Before the Deluge Nick Fury ran an American Black Ops team of super-humans called the Avengers, but he was eventually toppled from his position for sundry rule-bending antics – and being caught doing them. Now he’s firmly re-established, running a black ops team doing stuff the officially sanctioned Ultimates wouldn’t dream of…

His secret army consists of  Hawkeye – the man who never misses, James Rhodes: a fanatical soldier wearing devastating War Machine battle armour; Gregory Stark, Iron Man’s smarter, utterly immoral older brother, Nerd Hulk, a cloned gamma-monster with all the original’s power but implanted with Banner’s brain and milksop character, size changing insect queen Red Wasp and ruthless super-spy Black Widow. Also popping in when nobody’s looking is resurrected WWII super soldier Captain America – part of the bright and shiny squad but always happy to slum it when necessary…

This time the dark-side heroes stumble into a secret war that has gone on uninterrupted by the end of the world, and kicks off with the half-human vampire-hunter Blade on the unaccustomed defensive. The Bloodsuckers he has generally picked off with ease are suddenly more organised, more effective and even more dangerous and as the story unfolds it transpires they have a new king with a new plan…

This mysterious mastermind is wearing Iron Man’s armour and ignoring ordinary mortals, preferring to turn super-heroes into a vampiric army.

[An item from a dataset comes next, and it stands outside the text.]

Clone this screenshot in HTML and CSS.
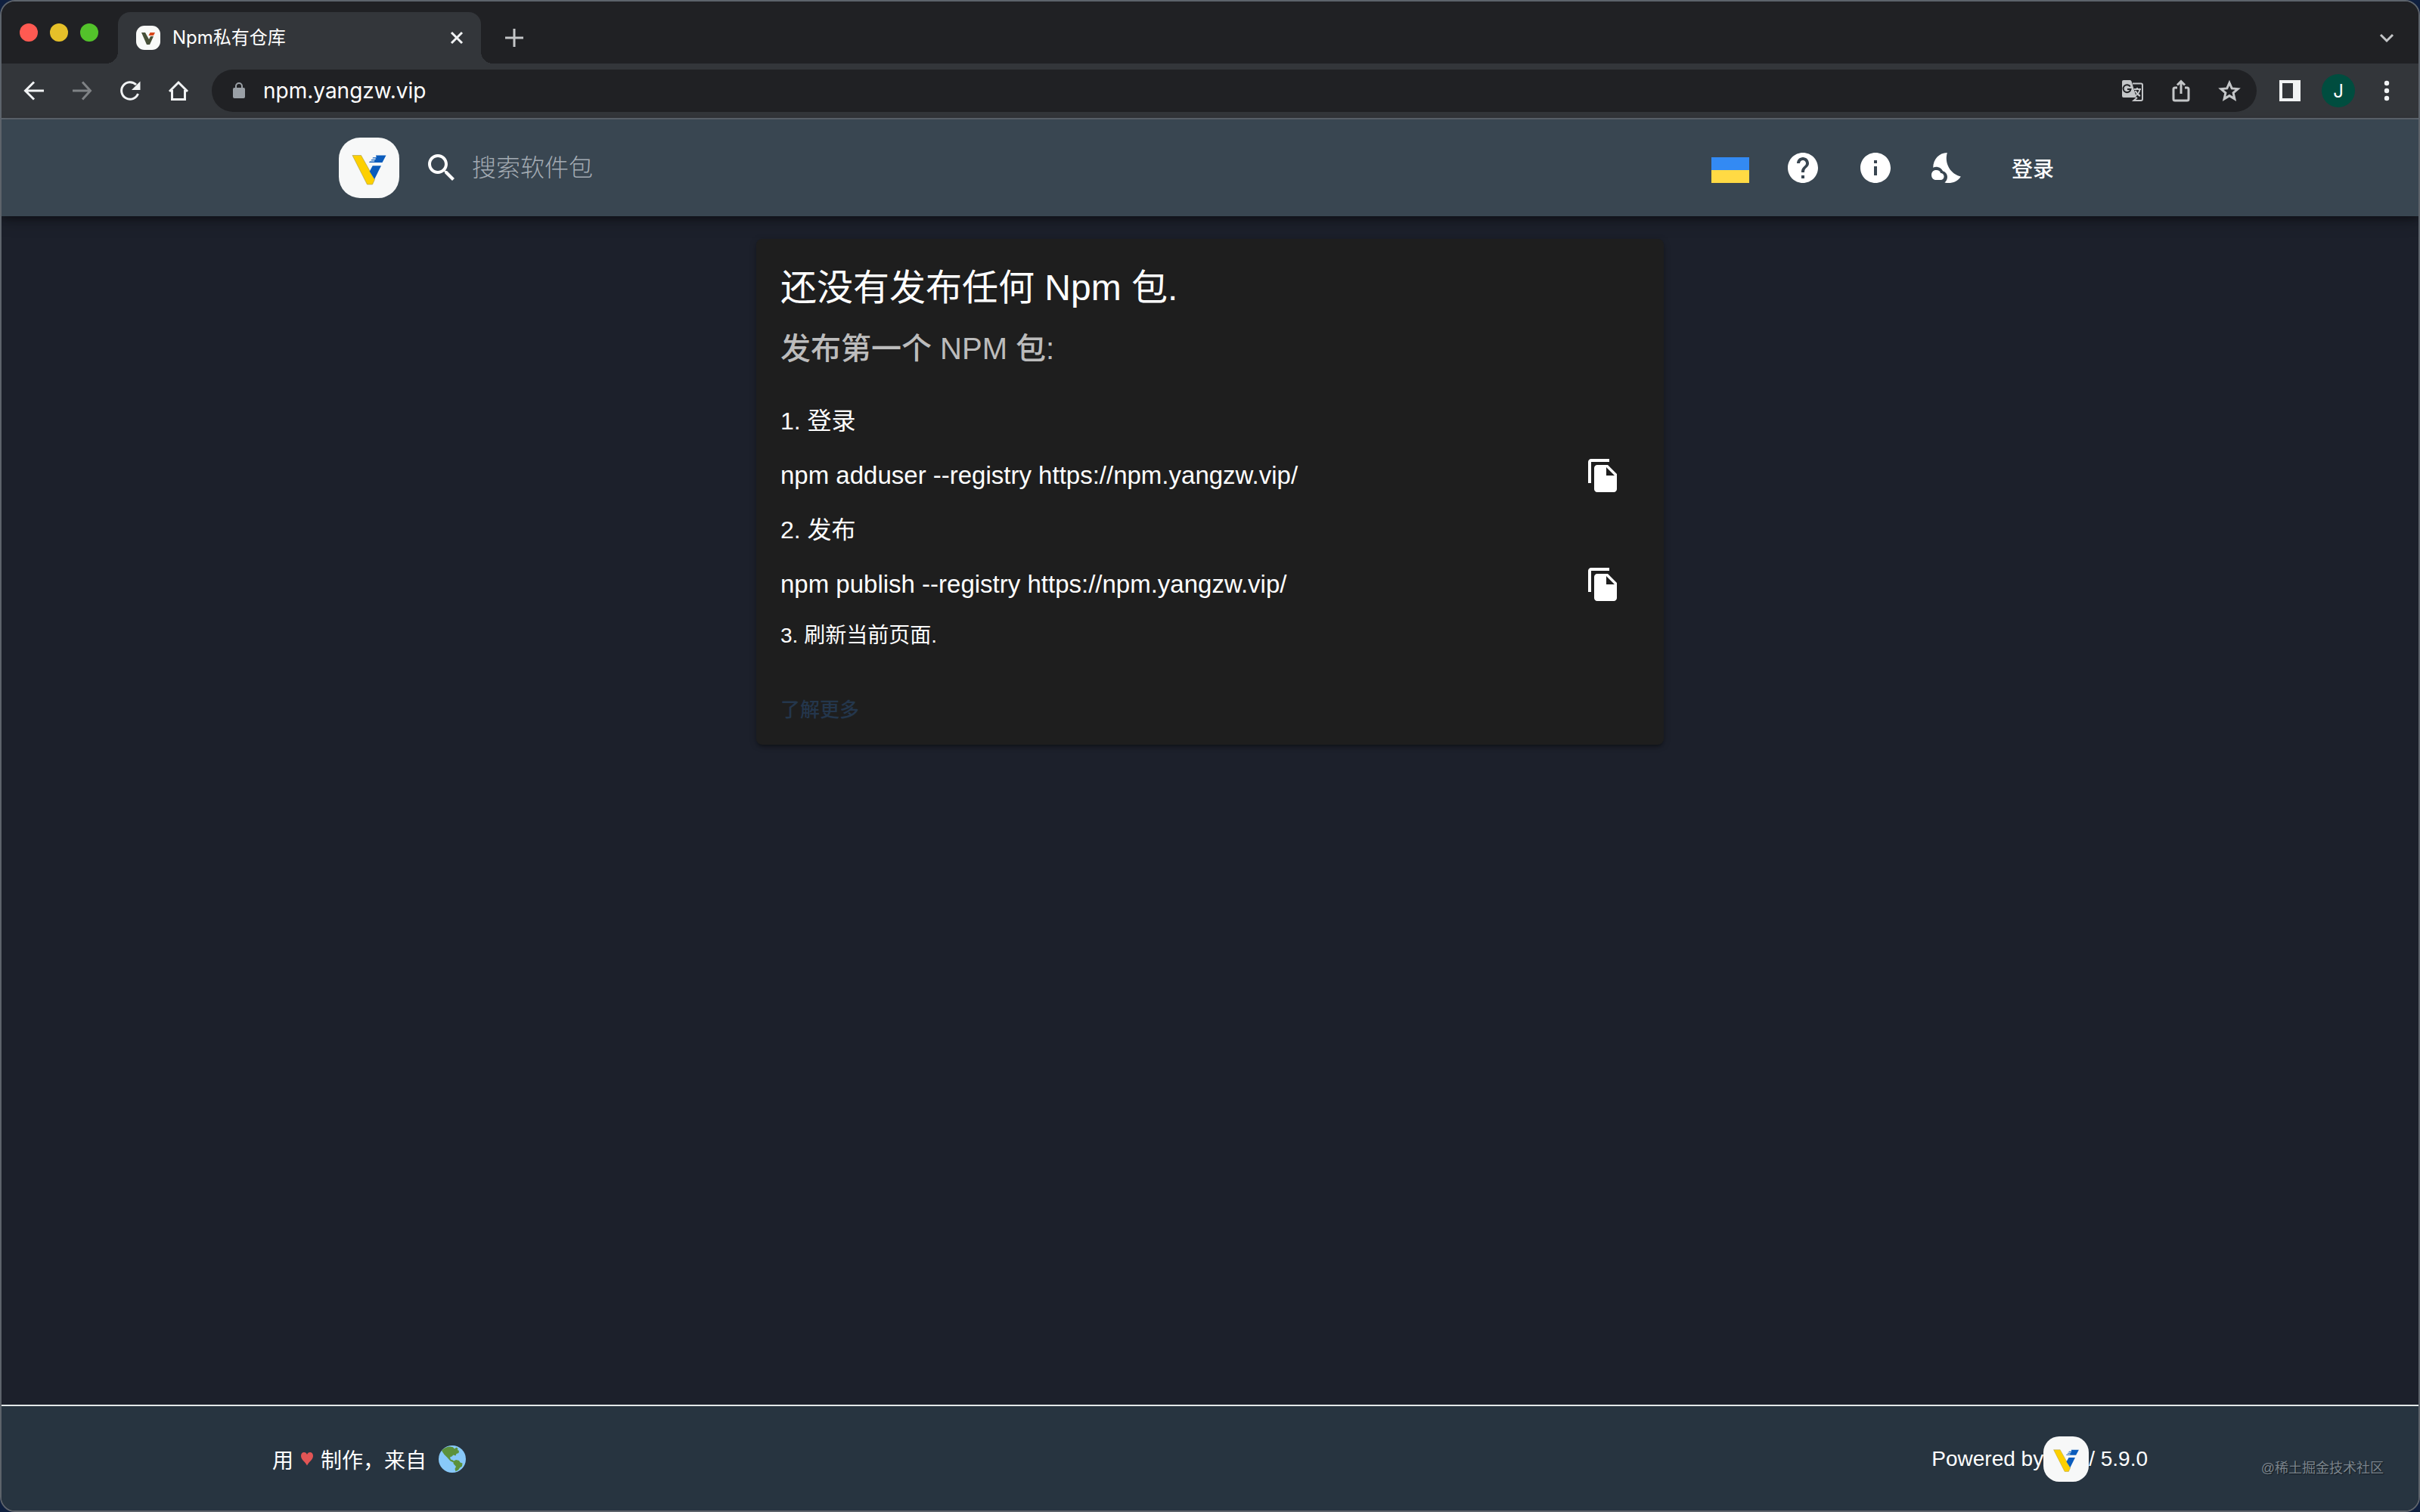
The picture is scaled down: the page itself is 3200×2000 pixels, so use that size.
FILE: index.html
```html
<!DOCTYPE html>
<html lang="zh-CN">
<head>
<meta charset="utf-8">
<meta name="viewport" content="width=device-width, initial-scale=1">
<title>Npm私有仓库</title>
<link rel="stylesheet" href="styles.css">
</head>
<body>
<svg class="defs" aria-hidden="true">
  <symbol id="logo" viewBox="0 0 80 80">
    <rect width="80" height="80" rx="28" fill="#f7f8f8"/>
    <path d="M18 23.500h11.500l18 32-3 6.500h-7z" fill="#fdd000" stroke="#a59a50" stroke-width=".6"/>
    <path d="M49 23.500h13.500l-5 9.500H40l1-1.500h6l.5-1.200h-5l.8-1.300h5l.6-1.500h-4.500l.8-1.300h4.500z" fill="#0b5cbc"/>
    <path d="M44.700 37.300H56L47.200 55 40.700 44.700z" fill="#0b5cbc"/>
  </symbol>
  <symbol id="copy" viewBox="0 0 24 24">
    <path d="M16 1H4c-1.100 0-2 .9-2 2v14h2V3h12V1zm-1 4l6 6v10c0 1.100-.9 2-2 2H7.990C6.890 23 6 22.100 6 21l.01-14c0-1.100.89-2 1.990-2h7zm-1 7h5.500L14 6.500V12z"/>
  </symbol>
</svg>
<div class="window">
  <div class="tabstrip">
    <div class="lights"><span class="light red"></span><span class="light yellow"></span><span class="light green"></span></div>
    <div class="tab">
      <svg class="favicon" viewBox="0 0 32 32"><rect width="32" height="32" rx="11" fill="#f9faf8"/><path d="M7 9h5l5 9 2-4h4l-5 11h-4z" fill="#475038"/><path d="M18.500 9H25l-2 4h-6.500z" fill="#d8481c"/></svg>
      <span class="tab-title">Npm私有仓库</span>
      <button class="chrome-btn tab-close" aria-label="关闭标签页"><svg viewBox="0 0 24 24"><path d="M5 5l14 14M19 5L5 19"/></svg></button>
    </div>
    <button class="chrome-btn new-tab" aria-label="新标签页"><svg viewBox="0 0 24 24"><path d="M12 0v24M0 12h24"/></svg></button>
    <button class="chrome-btn tab-menu" aria-label="搜索标签页"><svg viewBox="0 0 24 24"><path d="M4 8l8 8 8-8"/></svg></button>
  </div>
  <div class="toolbar">
    <div class="nav">
      <button class="chrome-btn" aria-label="后退"><svg viewBox="0 0 32 32"><path d="M30 16H6M17 4.500L5.500 16 17 27.500"/></svg></button>
      <button class="chrome-btn dim" aria-label="前进"><svg viewBox="0 0 32 32"><path d="M4 16h23M17 4.500L27.500 16 17 27.500"/></svg></button>
      <button class="chrome-btn" aria-label="重新加载"><svg viewBox="0 0 32 32"><path d="M26.500 20A11.300 11.300 0 1 1 24 8"/><path class="solid" d="M29.500 3.500V15H18z"/></svg></button>
      <button class="chrome-btn" aria-label="主页"><svg viewBox="0 0 32 32"><path d="M4 17L16 5l12 12M7.500 15v12.500h17V15"/></svg></button>
    </div>
    <div class="omnibox">
      <svg class="lock" viewBox="0 0 16 22"><rect y="7" width="16" height="14" rx="2" fill="#9aa0a6"/><path d="M4 8V5a4 4 0 0 1 8 0v3" fill="none" stroke="#9aa0a6" stroke-width="2"/></svg>
      <input class="url" aria-label="地址" value="npm.yangzw.vip">
      <div class="omni-actions">
        <button class="chrome-btn soft" aria-label="翻译"><svg viewBox="0 0 32 32"><path class="solid" d="M4 2h8.500a2 2 0 0 1 2 1.500L21 25H4a2 2 0 0 1-2-2V4a2 2 0 0 1 2-2z"/><path class="thin" d="M16 6.500h11a2 2 0 0 1 2 2v18.500a2 2 0 0 1-2 2H17.500L22 25M18 14h9M22 12v2M25.500 14c-.5 4-3 7-5.500 8.500M19.500 16c1.500 3 3.500 5.500 6.500 7"/><path class="cut" d="M12.800 10.500a5 5 0 1 0 .7 3.500H9"/></svg></button>
        <button class="chrome-btn soft" aria-label="分享"><svg viewBox="0 0 32 32"><path d="M11 12H8a2 2 0 0 0-2 2v13a2 2 0 0 0 2 2h16a2 2 0 0 0 2-2V14a2 2 0 0 0-2-2h-3M16 20V4M11 8.500L16 3.500l5 5"/></svg></button>
        <button class="chrome-btn soft" aria-label="收藏"><svg viewBox="0 0 32 32"><path d="M16 5.500l3.200 7.400 8 .7-6.100 5.300 1.800 7.900L16 22.600l-6.900 4.200 1.800-7.900-6.100-5.300 8-.7z"/></svg></button>
      </div>
    </div>
    <div class="chrome-right">
      <button class="chrome-btn" aria-label="侧边栏"><svg viewBox="0 0 32 32"><path class="solid" fill-rule="evenodd" d="M2 2h28v28H2zM6 6v20h14V6z"/></svg></button>
      <button class="avatar">J</button>
      <button class="chrome-btn" aria-label="菜单"><svg viewBox="0 0 32 32"><g class="solid"><circle cx="16" cy="6" r="3.200"/><circle cx="16" cy="16" r="3.200"/><circle cx="16" cy="26" r="3.200"/></g></svg></button>
    </div>
  </div>

  <header class="header">
    <div class="header-inner">
      <a class="logo" href="#" aria-label="首页"><svg viewBox="0 0 80 80"><use href="#logo"/></svg></a>
      <label class="search">
        <svg class="icon" viewBox="0 0 24 24"><path d="M15.500 14h-.79l-.28-.27C15.410 12.590 16 11.110 16 9.500 16 5.910 13.090 3 9.500 3S3 5.910 3 9.500 5.910 16 9.500 16c1.610 0 3.090-.59 4.230-1.570l.27.28v.79l5 4.990L20.490 19l-4.990-5zm-6 0C7.010 14 5 11.990 5 9.500S7.010 5 9.500 5 14 7.010 14 9.500 11.990 14 9.500 14z"/></svg>
        <input class="search-input" type="text" placeholder="搜索软件包">
      </label>
      <nav class="actions">
        <button class="icon-btn" aria-label="语言"><svg class="flag" viewBox="0 0 50 34"><path fill="#338af3" d="M0 0h50v17H0z"/><path fill="#ffda44" d="M0 17h50v17H0z"/></svg></button>
        <button class="icon-btn" aria-label="帮助"><svg class="icon" viewBox="0 0 24 24"><path d="M12 2C6.480 2 2 6.480 2 12s4.480 10 10 10 10-4.480 10-10S17.520 2 12 2zm1 17h-2v-2h2v2zm2.070-7.750l-.9.920C13.450 12.900 13 13.500 13 15h-2v-.5c0-1.100.45-2.100 1.170-2.830l1.240-1.260c.37-.36.590-.86.590-1.410 0-1.100-.9-2-2-2s-2 .9-2 2H8c0-2.210 1.790-4 4-4s4 1.790 4 4c0 .88-.36 1.680-.93 2.250z"/></svg></button>
        <button class="icon-btn" aria-label="信息"><svg class="icon" viewBox="0 0 24 24"><path d="M12 2C6.480 2 2 6.480 2 12s4.480 10 10 10 10-4.480 10-10S17.520 2 12 2zm1 15h-2v-6h2v6zm0-8h-2V7h2v2z"/></svg></button>
        <button class="icon-btn" aria-label="深色模式"><svg class="icon" viewBox="1 0 24 24"><path d="M12.400 2C7 2.100 3.100 6.300 3.100 11.900c.6-.3 1.300-.5 2-.5 1.900 0 3.600 1.100 4.400 2.700 1.700.5 3 2 3 3.900 0 1.600-.7 2.900-1.800 3.700 3.900 1.100 8.600-.5 10.700-4C14.500 16.200 10.400 9 12.400 2z"/><path d="M8.100 15.500H8C7.800 14 6.600 13.500 5 13.500c-1.700 0-3 1.300-3 3.200S3.300 20 5 20h3.100c1.200 0 2.200-1 2.200-2.250s-1-2.250-2.200-2.250z"/></svg></button>
        <button class="login">登录</button>
      </nav>
    </div>
  </header>

  <main class="main">
    <section class="card">
      <h1 class="title">还没有发布任何 Npm 包.</h1>
      <h2 class="subtitle">发布第一个 NPM 包:</h2>
      <p class="step">1. 登录</p>
      <div class="command"><span>npm adduser --registry https://npm.yangzw.vip/</span><button class="icon-btn" aria-label="复制"><svg class="icon" viewBox="0 0 24 24"><use href="#copy"/></svg></button></div>
      <p class="step">2. 发布</p>
      <div class="command"><span>npm publish --registry https://npm.yangzw.vip/</span><button class="icon-btn" aria-label="复制"><svg class="icon" viewBox="0 0 24 24"><use href="#copy"/></svg></button></div>
      <p class="last">3. 刷新当前页面.</p>
      <a class="more" href="#">了解更多</a>
    </section>
  </main>

  <footer class="footer">
    <div class="footer-inner">
      <div class="made"><span>用</span><svg class="heart" viewBox="0 0 16 18"><path d="M8 17.500C5.500 12.500 0 10 0 4.800 0 1.800 1.800 0 4 0c2 0 3.300 1.200 4 3 .7-1.800 2-3 4-3 2.200 0 4 1.800 4 4.800 0 5.200-5.500 7.700-8 12.700z" fill="#e25555"/></svg><span>制作，来自</span><svg class="globe" viewBox="0 0 36 36"><circle cx="18" cy="18" r="18" fill="#88c9f9"/><path fill="#5c913b" d="M4 6.500C7 3.500 11 1.500 15 1.500l4 .8 2 2.200 2.500-2 2 1.500-.5 2 2 1-.5 3-3 1-1 2.500-3-1-2 2-2.500 1 1 3 3 1 2 2.500-1.500.5-4-2-4-4.500L7.500 12 5 8.500z"/><path fill="#5c913b" d="M20 20.500l3-1.500 4 1 1.500 2.500 3 1-.5 4-3 2-2 3-3.500 1.700-1-3.200 1.500-3-3.500-4z"/></svg></div>
      <div class="powered"><span>Powered by</span><svg class="mini-logo" viewBox="0 0 80 80"><use href="#logo"/></svg><span>/ 5.9.0</span></div>
    </div>
    <span class="watermark">@稀土掘金技术社区</span>
  </footer>
</div>
</body>
</html>
```
FILE: styles.css
```css
* { box-sizing: border-box; }
html, body { height: 100%; margin: 0; }
body {
  background: #10203f;
  color: #fff;
  font-family: "Liberation Sans", "Noto Sans CJK SC", sans-serif;
  font-size: 28px;
}
h1, h2, p { margin: 0; font-weight: 400; }
button, input { font: inherit; color: inherit; background: none; border: 0; padding: 0; margin: 0; outline: 0; }
.defs { position: absolute; width: 0; height: 0; }

.window {
  min-height: 100vh;
  display: flex;
  flex-direction: column;
  border: 2px solid #5d636b;
  border-radius: 20px;
  overflow: hidden;
  background: #1c202b;
}

/* Browser chrome */
.tabstrip { display: flex; align-items: flex-end; height: 82px; background: #202124; }
.lights { display: flex; gap: 16px; width: 154px; padding-left: 24px; height: 100%; padding-top: 29px; }
.light { width: 24px; height: 24px; border-radius: 50%; }
.red { background: #ff5a52; }
.yellow { background: #e6c029; }
.green { background: #53c22b; }
.tab {
  position: relative;
  display: flex;
  align-items: center;
  width: 480px;
  height: 68px;
  padding: 0 20px 0 24px;
  background: #33363a;
  border-radius: 16px 16px 0 0;
}
.tab::before, .tab::after { content: ""; position: absolute; bottom: 0; width: 16px; height: 16px; }
.tab::before { left: -16px; background: radial-gradient(circle at 0 0, #202124 16px, #33363a 16px); }
.tab::after { right: -16px; background: radial-gradient(circle at 100% 0, #202124 16px, #33363a 16px); }
.favicon { width: 32px; height: 32px; }
.tab-title { flex: 1; margin-left: 16px; font-family: Inter, "Noto Sans CJK SC", sans-serif; font-size: 24px; line-height: 32px; }
.chrome-btn { display: block; width: 32px; height: 32px; color: #f1f3f4; }
.chrome-btn svg { display: block; width: 100%; height: 100%; fill: none; stroke: currentColor; stroke-width: 3; }
.chrome-btn .solid { fill: currentColor; stroke: none; }
.chrome-btn .thin { stroke-width: 2; }
.chrome-btn .cut { stroke: #202124; stroke-width: 2; }
.chrome-btn.dim { color: #7f8285; }
.chrome-btn.soft { color: #c4c6c8; }
.tab-close, .new-tab, .tab-menu { width: 24px; height: 24px; }
.new-tab { margin: 0 0 22px 32px; color: #c4c6c8; }
.tab-menu { margin: 0 30px 22px auto; color: #c4c6c8; }
.toolbar { display: flex; align-items: center; height: 74px; padding: 0 26px; background: #33363a; border-bottom: 2px solid #5f666f; }
.nav { display: flex; gap: 32px; width: 252px; }
.omnibox { flex: 1; display: flex; align-items: center; height: 56px; padding: 0 20px 0 28px; border-radius: 28px; background: #202124; }
.lock { width: 16px; height: 22px; }
.url { flex: 1; min-width: 0; margin-left: 24px; font-family: Inter, sans-serif; font-size: 28px; height: 40px; }
.omni-actions { display: flex; gap: 32px; }
.chrome-right { display: flex; align-items: center; gap: 26px; margin-left: 28px; }
.avatar { width: 44px; height: 44px; border-radius: 50%; background: #004d3f; font-family: Inter, sans-serif; font-size: 24px; text-align: center; }

/* Site header */
.header { position: relative; background: #394651; box-shadow: 0 4px 8px rgba(0, 0, 0, .3), 0 8px 20px rgba(0, 0, 0, .2); }
.header-inner { display: flex; align-items: center; width: 100%; max-width: 2400px; height: 128px; margin: 0 auto; padding: 0 48px; }
.logo, .logo svg { display: block; width: 80px; height: 80px; }
.search { display: flex; flex: 1; align-items: center; gap: 16px; margin-left: 32px; }
.icon { display: block; flex: none; width: 48px; height: 48px; fill: currentColor; }
.search-input { flex: 1; min-width: 0; height: 48px; font-size: 32px; }
.search-input::placeholder { color: #a3abb3; opacity: 1; font-weight: 300; }
.actions { display: flex; align-items: center; }
.icon-btn { display: flex; flex: none; align-items: center; justify-content: center; width: 96px; height: 96px; }
.flag { width: 50px; height: 34px; margin-top: 6px; }
.login { width: 128px; height: 72px; font-weight: 500; }

/* Empty state card */
.main { flex: 1; padding: 30px 48px; }
.card {
  display: flex;
  flex-direction: column;
  align-items: stretch;
  width: 100%;
  max-width: 1200px;
  margin: 0 auto;
  padding: 33px 32px 24px;
  border-radius: 8px;
  background: #1e1e1e;
  box-shadow: 0 4px 4px -2px rgba(0, 0, 0, .3), 0 2px 8px rgba(0, 0, 0, .25);
}
.title { font-size: 48px; line-height: 64px; }
.subtitle { margin-top: 16px; font-size: 40px; line-height: 64px; font-weight: 500; color: #bcbcbc; }
.step { margin-top: 40px; font-size: 32px; line-height: 48px; }
.command { display: flex; align-items: center; justify-content: space-between; height: 96px; font-size: 33px; }
.command + .step { margin-top: 0; }
.last { line-height: 40px; }
.more { align-self: flex-start; margin-top: 56px; color: #24364c; font-size: 26px; line-height: 44px; font-weight: 500; text-decoration: none; }

/* Footer */
.footer { position: relative; background: #273440; border-top: 2px solid #e3e8e8; }
.footer-inner { display: flex; align-items: center; justify-content: space-between; width: 100%; max-width: 2480px; height: 138px; margin: 0 auto; padding-top: 2px; }
.made, .powered { display: flex; align-items: center; }
.heart { width: 16px; height: 18px; margin: 0 10px; }
.globe { width: 36px; height: 36px; margin-left: 16px; }
.mini-logo { width: 60px; height: 60px; }
.watermark { position: absolute; right: 46px; bottom: 42px; color: #7b848c; font-size: 18px; line-height: 28px; text-shadow: 1px 1px 1px #10181f; }
```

The situation starts bad and gets exponentially worse with metahuman heroes and guest-stars dropping like flies. With all possible saviours succumbing to the unstoppable plague, it looks hopeless when only Blade, Fury, Black Widow and Hawkeye are left untainted and only the greatest miracle or boldest masterstroke can save humanity…

Which it does in spectacular fashion in this dark, moody and rocket-paced thriller by Mark Millar and Steve Dillon: wry, violent and powerfully scary, this grim-and-gritty fan-fest is engrossing and eminently readable

This spooky, cynical, sinister shocker is another breathtakingly effective yarn that could only be told outside the Marvel Universe, but one that will resonate with older fans who love the darkest side of superheroes and casual readers who know the company’s movies better than the comic-books.